Back at the Marriott Hotel in Leeds city centre, a 15-minute drive from the ground, most of the England players chilled at the bar, though a couple ventured out. As a dressing-room insider put it: 'It was controlled and composed — a bit like the match itself.' Even off the field, it felt like Bazball 2.0.
There was no fraternising with the dispirited Indians: drinks with the opposition wait until the end of the series, and there are four matches still to come. England were determined not to raise a glass too early. One player told Mail Sport on Wednesday that the evening had been a 'few beers, then back to reality today'.
Stokes, too, cut a relaxed figure after securing his 21st victory in 34 games in charge, taking his win percentage to 61.76, above WG Grace and Douglas Jardine, and into pole position among those to captain England in at least eight Tests.
He had not been himself for much of the fourth day, when Pant and KL Rahul took their fourth-wicket partnership to an apparently match-winning 195. Stokes was curiously defensive, emptying the slip cordon and allowing Pant to get away with two thin edges off Josh Tongue.
The England captain later denied he had lost any sleep over his decision to insert India under cloudless skies on the first morning. But he seemed so listless in the field on Monday that thoughts drifted to the autumn tour of Pakistan, where his unusual passivity let Saud Shakeel carve out a series-winning knock in Rawalpindi.
Back then, other factors weighed heavily on Stokes's shoulders. Masked burglars had broken into his family home in Castle Eden, while his desperation to get back on the pitch after missing four Tests with hamstring trouble had, by his own admission, distracted him from the needs of the team.

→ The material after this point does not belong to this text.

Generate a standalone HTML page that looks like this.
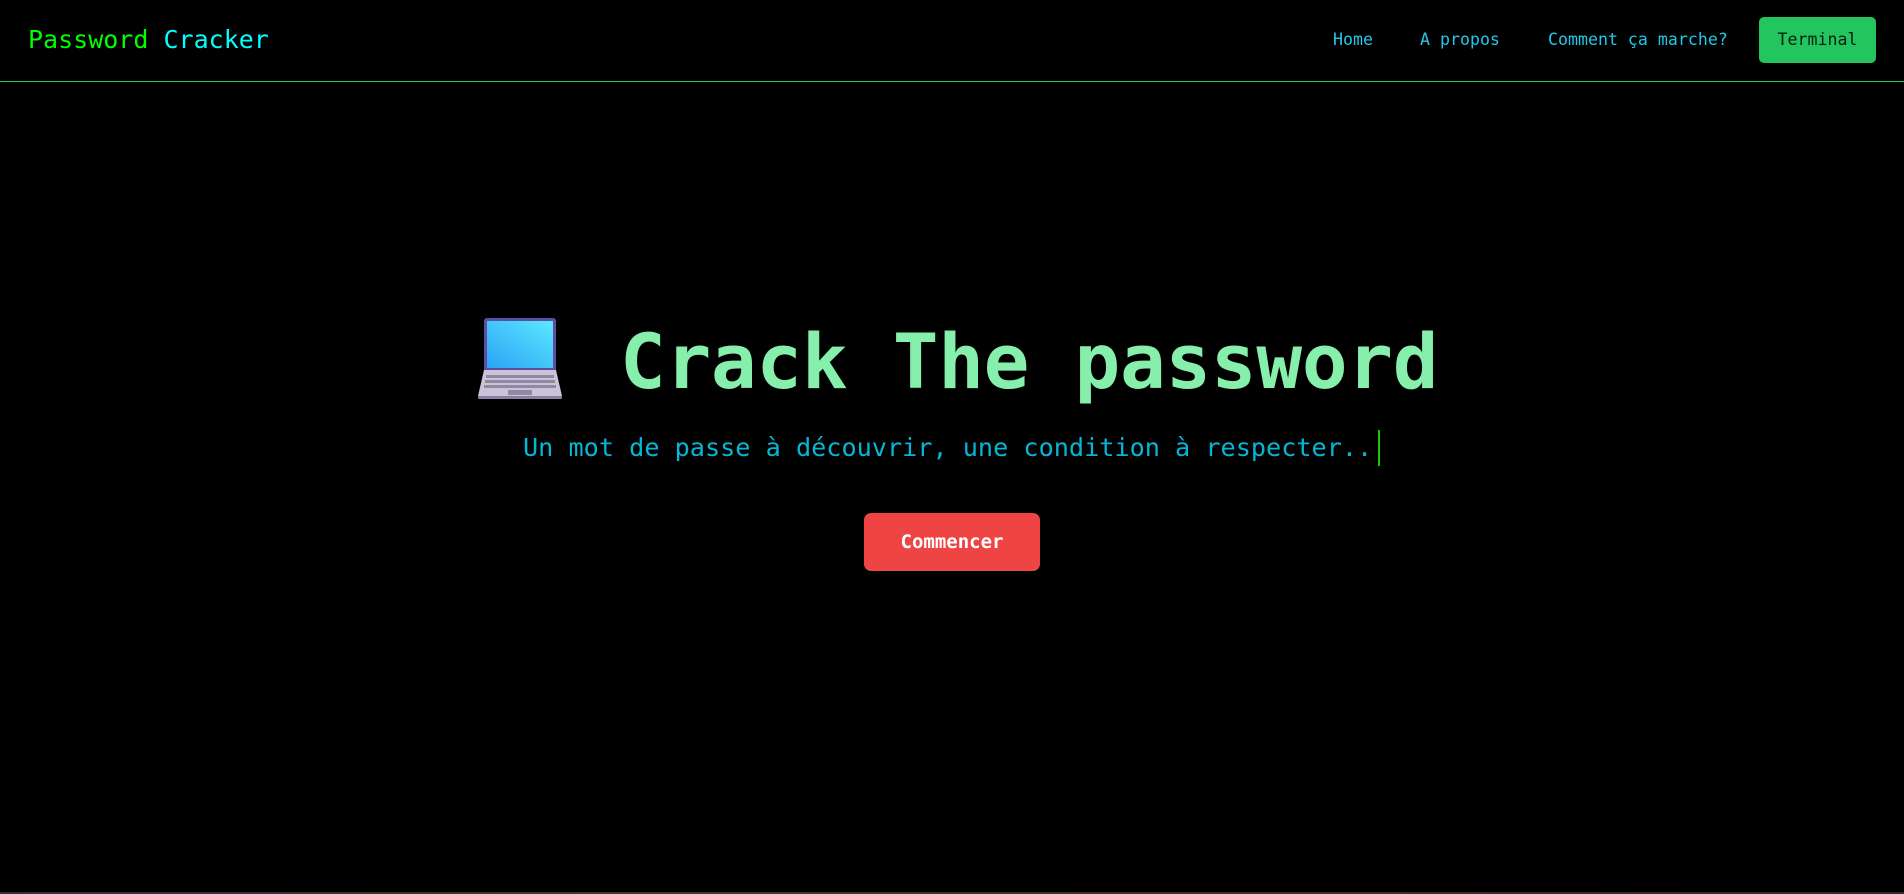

On the final morning in Leeds, though, Stokes was said to be back to his ebullient self, the undisputed figurehead of a team who know that their legacy will be determined by 10 Tests against India and Australia, but refuse to be burdened by the prospect.
'It's a good job Test cricket is played over five days,' said Stokes later, in response to a question about the toss. He wasn't gloating — just stating a fact.
This is a team who feel increasingly comfortable in their own skin. As the post-match interviews took place on the outfield, Duckett spotted his 11-month-old daughter, Margot, and spoke like a doting dad rather than a Test star who had just made the sixth-highest fourth-innings score in English history.
'I want to give her a cuddle,' said the opener. 'I've definitely realised there's more to life.'
Duckett said he was taking the ego out of things and playing more sensibly
Gone are the days when he was throwing a retaliatory pint over Jimmy Anderson, or throwing up on a plane over the head coach Trevor Bayliss. And Duckett's growing maturity has matched the team's evolution: even while scoring at 4.55 an over in the chase, England were not frenetic, as they have been previously. It was high-class and risk-free — a template, perhaps, for a new era.
Back in March, Duckett told Mail Sport that Jasprit Bumrah, while a magnificent bowler, would offer no surprises after he had faced him during the five-match series in India in early 2024. His quotes were misinterpreted by others, and the ensuing pile-on forced him to close his X account.
But Headingley backed up his assessment. 'I'm learning it a bit quicker,' he said. 'It's potentially a bit of maturity kicking in, realising that whenever he came on it was going to be a short, sharp burst. Trying to see him off, and not necessarily playing any big shots, and knowing it would get easier. It's taking the ego out of things.'
Crawley, meanwhile, revealed that he and his opening partner had coped with the size of their task by playing a simple mind game: 'Me and Ducky said, 'It's day one today'. Looking at the total can make you play a little bit negatively at times, but it comes down quite quickly.'
Previous iterations of the Bazball team might have attacked Bumrah, but Crawley saw off the seamer so assiduously that his 111-ball half-century was the slowest of his Test career.
'We knew it was a fast-scoring ground,' he said. 'We knew we could always catch up, so we started off quite slowly and wanted to see what the pitch was doing. Our mindset in that changing room is very calm.'
The Bazball era got going three years ago in the second Test against New Zealand at Trent Bridge with a flurry of sixes by Jonny Bairstow — seven of them in a 92-ball 136, to go with four by Stokes himself. But until Smith launched Ravindra Jadeja twice over the ropes in what proved the final over of this Test, England's Headingley chase included only one six — a miraculous reverse sweep by Duckett off Jadeja.
Some of the criticism that has come England's way, especially during the first two Tests against Australia in 2023, and the 4–1 defeat by India a few months later, was over the top, branding them unfairly as merry sloggers, oblivious to reality and impervious to criticism.
But Stokes had hinted at a tweaked approach before this game, saying his team had to 'adapt better when we're up against the wall' and had let themselves down at times 'when we have been behind the game'.
And he was true to his word. On the second morning, India were 430 for three. They were 333 for four on the fourth afternoon. For Shubman Gill's men, this ought to have been an unlosable Test.
For England, their recovery — twice over — offered hope of something more refined, more resilient, and possibly even more potent.